» Problem: Return all lines where the word "full" can be found.

» Stored data:
# # # # #
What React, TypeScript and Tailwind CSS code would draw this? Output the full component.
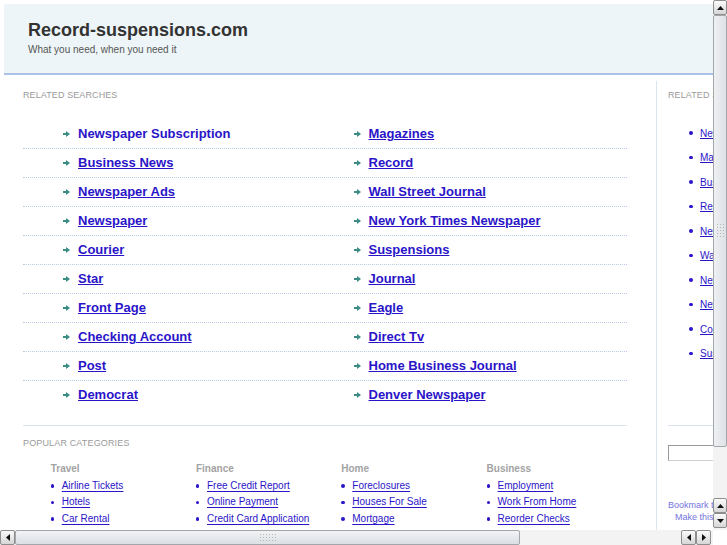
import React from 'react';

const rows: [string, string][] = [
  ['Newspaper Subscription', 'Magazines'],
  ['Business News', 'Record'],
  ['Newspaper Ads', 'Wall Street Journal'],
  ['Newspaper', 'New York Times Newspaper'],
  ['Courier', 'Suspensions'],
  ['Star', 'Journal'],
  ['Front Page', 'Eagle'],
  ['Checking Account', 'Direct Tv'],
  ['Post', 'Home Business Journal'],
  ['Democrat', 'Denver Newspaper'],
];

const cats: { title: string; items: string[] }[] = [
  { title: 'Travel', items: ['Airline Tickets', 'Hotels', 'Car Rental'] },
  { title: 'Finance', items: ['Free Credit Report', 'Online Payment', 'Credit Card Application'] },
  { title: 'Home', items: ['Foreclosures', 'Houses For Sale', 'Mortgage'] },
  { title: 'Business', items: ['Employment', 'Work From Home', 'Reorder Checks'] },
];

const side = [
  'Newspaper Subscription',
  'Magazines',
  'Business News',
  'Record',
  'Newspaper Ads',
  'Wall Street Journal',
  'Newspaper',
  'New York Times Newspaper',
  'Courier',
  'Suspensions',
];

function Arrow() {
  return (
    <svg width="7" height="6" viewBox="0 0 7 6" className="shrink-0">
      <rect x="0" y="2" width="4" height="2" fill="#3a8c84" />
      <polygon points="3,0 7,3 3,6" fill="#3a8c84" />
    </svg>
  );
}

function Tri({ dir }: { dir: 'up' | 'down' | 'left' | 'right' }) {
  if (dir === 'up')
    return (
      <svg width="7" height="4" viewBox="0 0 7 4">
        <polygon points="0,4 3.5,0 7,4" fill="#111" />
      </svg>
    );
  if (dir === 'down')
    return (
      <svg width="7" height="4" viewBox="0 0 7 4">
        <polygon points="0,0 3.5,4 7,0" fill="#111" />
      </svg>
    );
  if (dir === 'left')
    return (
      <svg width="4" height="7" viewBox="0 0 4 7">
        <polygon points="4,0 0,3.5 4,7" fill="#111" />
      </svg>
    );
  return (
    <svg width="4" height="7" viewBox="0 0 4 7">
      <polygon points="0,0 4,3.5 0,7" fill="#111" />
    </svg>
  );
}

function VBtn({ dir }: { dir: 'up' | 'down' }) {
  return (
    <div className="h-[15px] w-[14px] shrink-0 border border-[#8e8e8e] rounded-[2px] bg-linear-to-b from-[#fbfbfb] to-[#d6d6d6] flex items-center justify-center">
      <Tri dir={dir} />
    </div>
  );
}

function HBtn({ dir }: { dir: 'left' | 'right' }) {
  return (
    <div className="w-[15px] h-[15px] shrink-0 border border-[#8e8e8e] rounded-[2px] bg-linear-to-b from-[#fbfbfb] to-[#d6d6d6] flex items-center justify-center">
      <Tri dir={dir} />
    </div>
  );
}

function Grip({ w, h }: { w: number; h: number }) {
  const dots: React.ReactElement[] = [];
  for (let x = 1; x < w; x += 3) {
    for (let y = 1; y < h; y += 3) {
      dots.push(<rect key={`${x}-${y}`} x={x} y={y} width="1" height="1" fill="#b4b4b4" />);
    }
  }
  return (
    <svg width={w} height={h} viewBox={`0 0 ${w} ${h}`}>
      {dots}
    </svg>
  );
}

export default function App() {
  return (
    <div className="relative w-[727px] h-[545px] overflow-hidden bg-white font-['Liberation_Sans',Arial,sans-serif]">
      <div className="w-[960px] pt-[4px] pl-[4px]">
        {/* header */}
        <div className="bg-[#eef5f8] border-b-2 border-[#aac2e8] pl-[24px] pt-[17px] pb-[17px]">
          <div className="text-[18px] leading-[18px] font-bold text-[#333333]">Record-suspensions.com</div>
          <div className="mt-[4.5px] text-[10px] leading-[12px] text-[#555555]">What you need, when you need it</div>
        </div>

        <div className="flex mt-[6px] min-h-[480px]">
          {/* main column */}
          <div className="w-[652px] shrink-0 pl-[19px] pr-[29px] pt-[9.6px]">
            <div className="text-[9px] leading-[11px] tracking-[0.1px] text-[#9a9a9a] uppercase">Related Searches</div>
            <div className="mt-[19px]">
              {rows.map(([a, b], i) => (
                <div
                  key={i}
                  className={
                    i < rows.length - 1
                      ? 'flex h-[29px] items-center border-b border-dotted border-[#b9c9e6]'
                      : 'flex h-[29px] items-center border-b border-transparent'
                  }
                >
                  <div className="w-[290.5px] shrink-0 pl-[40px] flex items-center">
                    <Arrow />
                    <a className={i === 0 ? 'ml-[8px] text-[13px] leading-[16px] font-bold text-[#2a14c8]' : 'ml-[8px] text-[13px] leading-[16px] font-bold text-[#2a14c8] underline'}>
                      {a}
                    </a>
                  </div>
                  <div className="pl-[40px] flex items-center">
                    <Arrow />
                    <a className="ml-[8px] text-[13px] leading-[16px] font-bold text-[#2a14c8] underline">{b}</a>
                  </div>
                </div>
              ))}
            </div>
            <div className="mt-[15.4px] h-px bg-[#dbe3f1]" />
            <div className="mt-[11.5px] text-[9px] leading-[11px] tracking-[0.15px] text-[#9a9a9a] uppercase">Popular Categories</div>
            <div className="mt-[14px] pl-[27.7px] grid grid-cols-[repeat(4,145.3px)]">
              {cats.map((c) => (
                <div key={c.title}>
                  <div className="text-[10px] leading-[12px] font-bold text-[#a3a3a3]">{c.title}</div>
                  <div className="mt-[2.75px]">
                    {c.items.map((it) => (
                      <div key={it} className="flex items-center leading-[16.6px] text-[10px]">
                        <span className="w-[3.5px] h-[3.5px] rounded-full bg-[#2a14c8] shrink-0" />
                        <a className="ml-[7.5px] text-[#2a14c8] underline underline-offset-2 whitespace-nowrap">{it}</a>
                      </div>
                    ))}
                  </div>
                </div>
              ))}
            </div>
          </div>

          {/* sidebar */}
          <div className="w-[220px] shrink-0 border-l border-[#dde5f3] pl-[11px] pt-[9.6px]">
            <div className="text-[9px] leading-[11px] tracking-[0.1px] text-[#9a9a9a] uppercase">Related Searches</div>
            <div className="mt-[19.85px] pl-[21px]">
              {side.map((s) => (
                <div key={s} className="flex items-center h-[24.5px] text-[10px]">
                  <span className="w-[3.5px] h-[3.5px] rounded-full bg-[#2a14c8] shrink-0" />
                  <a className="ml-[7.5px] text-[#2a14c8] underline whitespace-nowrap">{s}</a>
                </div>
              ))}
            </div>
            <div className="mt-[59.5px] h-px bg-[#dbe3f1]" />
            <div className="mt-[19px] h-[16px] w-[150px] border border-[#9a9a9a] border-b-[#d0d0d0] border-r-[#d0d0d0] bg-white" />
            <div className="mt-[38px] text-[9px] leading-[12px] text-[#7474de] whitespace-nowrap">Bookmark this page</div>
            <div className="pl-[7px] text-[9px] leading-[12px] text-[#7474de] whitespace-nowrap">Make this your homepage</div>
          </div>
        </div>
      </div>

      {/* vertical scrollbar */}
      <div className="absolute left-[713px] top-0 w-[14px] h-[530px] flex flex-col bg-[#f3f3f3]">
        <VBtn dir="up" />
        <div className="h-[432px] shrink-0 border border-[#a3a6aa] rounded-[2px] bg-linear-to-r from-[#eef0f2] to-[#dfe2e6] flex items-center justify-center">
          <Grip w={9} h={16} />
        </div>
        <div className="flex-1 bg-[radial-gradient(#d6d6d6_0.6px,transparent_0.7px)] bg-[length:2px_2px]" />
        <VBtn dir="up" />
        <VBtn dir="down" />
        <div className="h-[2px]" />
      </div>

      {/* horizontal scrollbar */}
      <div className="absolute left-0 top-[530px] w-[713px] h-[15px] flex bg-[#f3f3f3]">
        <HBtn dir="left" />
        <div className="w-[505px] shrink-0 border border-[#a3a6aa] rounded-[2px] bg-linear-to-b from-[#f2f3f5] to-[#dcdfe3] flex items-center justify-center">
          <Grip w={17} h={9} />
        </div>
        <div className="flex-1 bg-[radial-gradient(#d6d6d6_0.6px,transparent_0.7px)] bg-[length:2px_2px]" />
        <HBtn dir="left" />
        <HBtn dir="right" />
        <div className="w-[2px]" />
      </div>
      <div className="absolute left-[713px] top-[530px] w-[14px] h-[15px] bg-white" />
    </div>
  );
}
# # # # #
» The response:
What React, TypeScript and Tailwind CSS code would draw this? Output the full component.
                        <span className="w-[3.5px] h-[3.5px] rounded-full bg-[#2a14c8] shrink-0" />
                  <span className="w-[3.5px] h-[3.5px] rounded-full bg-[#2a14c8] shrink-0" />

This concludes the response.